Build leak-safe sklearn model with calibration
Company: Apple
Role: Data Scientist
Category: Machine Learning
Difficulty: Medium
Interview Round: Technical Screen
You must build an end‑to‑end scikit‑learn pipeline to predict churn_28d at decision time t0 using only features available at or before t0 (no leakage). Data columns: user_id (str), snapshot_date (date, the t0 date), country (200 levels), device (6 levels), is_premium (bool), sessions_7d (int), spend_28d (float), avg_session_seconds_28d (float), days_since_signup (int), churn_28d (bool target).
Requirements:
- Use ColumnTransformer with SimpleImputer, StandardScaler for numeric, and OneHotEncoder(handle_unknown='ignore') for categoricals. Justify your handling of high‑cardinality country (e.g., hashing or rare-category bucketing) and implement one approach.
- Prevent leakage: ensure all aggregations (like sessions_7d) are computed strictly up to snapshot_date and that cross‑validation respects time using TimeSeriesSplit with a temporal gap.
- Address class imbalance (e.g., class_weight='balanced' or calibrated resampling within CV) and output well‑calibrated probabilities via CalibratedClassifierCV.
- Tune hyperparameters via cross‑validated search; report ROC‑AUC and Brier score on a holdout time slice.
- Provide concise Python code that defines the pipeline, CV, calibration, and evaluation, sets random_state for reproducibility, and demonstrates model persistence (joblib). Briefly explain how you would monitor drift post‑deployment.

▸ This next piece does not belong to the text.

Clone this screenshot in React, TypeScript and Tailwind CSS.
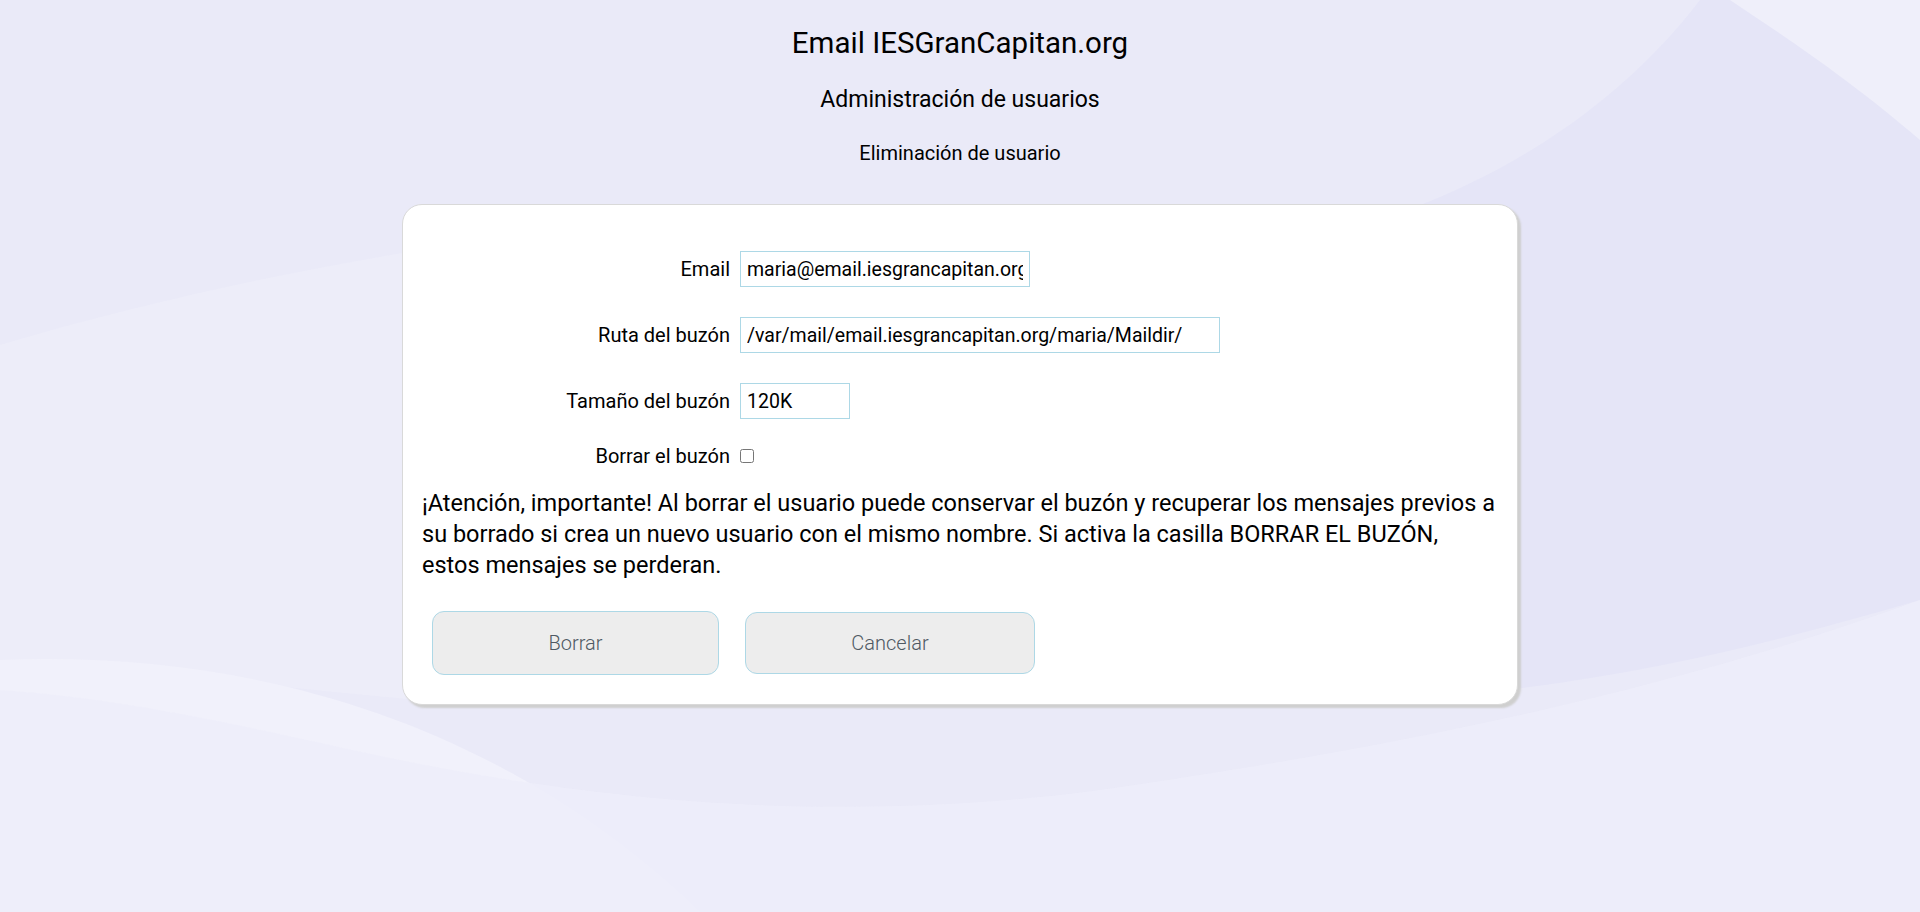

Quick Answer: This question evaluates a data scientist's practical competency in building leak-safe, end-to-end scikit-learn pipelines, covering feature preprocessing (including high-cardinality categorical strategies), temporal leakage prevention, time-aware cross-validation, class imbalance handling, probability calibration, hyperparameter tuning, evaluation with ROC-AUC and Brier score, model persistence, and post-deployment drift monitoring. It is commonly asked in Machine Learning interviews to verify applied engineering and model validation skills for time-dependent tabular data, testing the Machine Learning domain at a practical application level rather than purely conceptual understanding.